== Material provided ==
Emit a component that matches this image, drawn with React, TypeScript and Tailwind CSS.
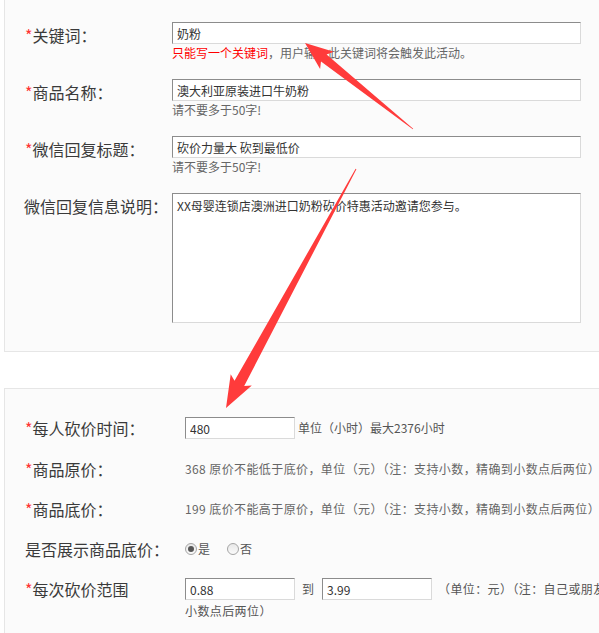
import React from 'react';

type Pt = [number, number];

// tapered annotation arrow, thin at the tail and wide at the head
const arrowPoints = (tail: Pt, tip: Pt, head: number, headHalf: number, shaftHalf: number) => {
  const dx = tip[0] - tail[0];
  const dy = tip[1] - tail[1];
  const len = Math.hypot(dx, dy);
  const ux = dx / len;
  const uy = dy / len;
  const nx = -uy;
  const ny = ux;
  const bx = tip[0] - ux * head;
  const by = tip[1] - uy * head;
  const pts: Pt[] = [
    [tail[0] + nx * 0.4, tail[1] + ny * 0.4],
    [bx + nx * shaftHalf, by + ny * shaftHalf],
    [bx - ux * 4 + nx * headHalf, by - uy * 4 + ny * headHalf],
    tip,
    [bx - ux * 4 - nx * headHalf, by - uy * 4 - ny * headHalf],
    [bx - nx * shaftHalf, by - ny * shaftHalf],
    [tail[0] - nx * 0.4, tail[1] - ny * 0.4],
  ];
  return pts.map((p) => `${p[0].toFixed(1)},${p[1].toFixed(1)}`).join(' ');
};

const inputCls =
  'block h-[22px] border border-t-[#8c8c8c] border-l-[#8c8c8c] border-b-[#dadada] border-r-[#dadada] bg-white px-[4px] text-[12px] leading-[20px] text-[#333]';

const Star = () => <span className="text-[#ff3333]">*</span>;

const Radio: React.FC<{ checked?: boolean }> = ({ checked }) => (
  <span className="flex h-[12px] w-[12px] items-center justify-center rounded-full border border-[#a5a5a5] bg-gradient-to-b from-[#e8e8e8] to-[#fafafa]">
    {checked && <span className="h-[6px] w-[6px] rounded-full bg-[#555]" />}
  </span>
);

export default function App() {
  return (
    <div className="relative h-[633px] w-[599px] overflow-hidden bg-white font-['Noto_Sans_CJK_SC',sans-serif] text-[#3a3a3a]">
      <div className="-mt-px ml-[4px] w-[640px] border border-[#e6e6e6] bg-[#fbfbfb] pb-[28px] pl-[20px] pt-[22px]">
        <div className="grid grid-cols-[147px_1fr]">
          <div className="pt-[2px] text-[16px] leading-[22px]">
            <Star />关键词：
          </div>
          <div>
            <input className={`${inputCls} w-[409px]`} defaultValue="奶粉" />
            <p className="text-[12px] leading-[18px] text-[#666]">
              <span className="text-[#ff0000]">只能写一个关键词</span>，用户输入此关键词将会触发此活动。
            </p>
          </div>
        </div>
        <div className="mt-[17px] grid grid-cols-[147px_1fr]">
          <div className="pt-[2px] text-[16px] leading-[22px]">
            <Star />商品名称：
          </div>
          <div>
            <input className={`${inputCls} w-[409px]`} defaultValue="澳大利亚原装进口牛奶粉" />
            <p className="text-[12px] leading-[18px] text-[#666]">请不要多于50字!</p>
          </div>
        </div>
        <div className="mt-[17px] grid grid-cols-[147px_1fr]">
          <div className="pt-[2px] text-[16px] leading-[22px]">
            <Star />微信回复标题：
          </div>
          <div>
            <input className={`${inputCls} w-[409px]`} defaultValue="砍价力量大 砍到最低价" />
            <p className="text-[12px] leading-[18px] text-[#666]">请不要多于50字!</p>
          </div>
        </div>
        <div className="mt-[17px] grid grid-cols-[147px_1fr]">
          <div className="-ml-px pt-[2px] text-[16px] leading-[22px]">微信回复信息说明：</div>
          <textarea
            className="block h-[130px] w-[409px] resize-none border border-t-[#8c8c8c] border-l-[#8c8c8c] border-b-[#dadada] border-r-[#dadada] bg-white px-[4px] py-[3px] text-[12px] leading-[18px] text-[#333]"
            defaultValue="XX母婴连锁店澳洲进口奶粉砍价特惠活动邀请您参与。"
          />
        </div>
      </div>

      <div className="ml-[4px] mt-[36px] w-[640px] border border-[#e6e6e6] bg-[#fbfbfb] pb-[20px] pl-[20px] pt-[28px]">
        <div className="grid grid-cols-[160px_1fr]">
          <div className="text-[16px] leading-[22px]">
            <Star />每人砍价时间：
          </div>
          <div className="flex items-center gap-[3px]">
            <input className={`${inputCls} w-[110px]`} defaultValue="480" />
            <span className="text-[12px] leading-[22px] text-[#555]">单位（小时）最大2376小时</span>
          </div>
        </div>
        <div className="mt-[19px] grid grid-cols-[160px_1fr]">
          <div className="text-[16px] leading-[22px]">
            <Star />商品原价：
          </div>
          <div className="whitespace-nowrap text-[12px] leading-[22px] tracking-[0.4px] text-[#666]">
            368 原价不能低于底价，单位（元）（注：支持小数，精确到小数点后两位）
          </div>
        </div>
        <div className="mt-[18px] grid grid-cols-[160px_1fr]">
          <div className="text-[16px] leading-[22px]">
            <Star />商品底价：
          </div>
          <div className="whitespace-nowrap text-[12px] leading-[22px] tracking-[0.4px] text-[#666]">
            199 底价不能高于原价，单位（元）（注：支持小数，精确到小数点后两位）
          </div>
        </div>
        <div className="mt-[18px] grid grid-cols-[160px_1fr]">
          <div className="text-[16px] leading-[22px]">是否展示商品底价：</div>
          <div className="flex items-center text-[12px] leading-[22px] text-[#555]">
            <Radio checked />
            <span className="ml-[1px]">是</span>
            <span className="ml-[17px]">
              <Radio />
            </span>
            <span className="ml-[1px]">否</span>
          </div>
        </div>
        <div className="mt-[18px] grid grid-cols-[160px_1fr]">
          <div className="text-[16px] leading-[22px]">
            <Star />每次砍价范围
          </div>
          <div>
            <div className="flex items-center whitespace-nowrap text-[12px] leading-[22px] text-[#555]">
              <input className={`${inputCls} w-[110px]`} defaultValue="0.88" />
              <span className="ml-[7px] mr-[8px]">到</span>
              <input className={`${inputCls} w-[110px]`} defaultValue="3.99" />
              <span className="ml-[6px] tracking-[0.4px]">（单位：元）（注：自己或朋友每次砍价的金额范围，精确到</span>
            </div>
            <p className="mt-[2px] text-[12px] leading-[18px] tracking-[0.4px] text-[#555]">小数点后两位）</p>
          </div>
        </div>
      </div>

      <svg className="pointer-events-none absolute left-0 top-0" width="599" height="633" viewBox="0 0 599 633">
        <polygon points={arrowPoints([413, 129], [305, 43], 24, 11, 4.5)} fill="#ff3b3b" />
        <polygon points={arrowPoints([356, 169], [226, 408], 28, 12, 5.5)} fill="#ff3b3b" />
      </svg>
    </div>
  );
}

== Given instruction ==
Report how many lines of the listing hold the string "React", giving only the number.

== The output ==
3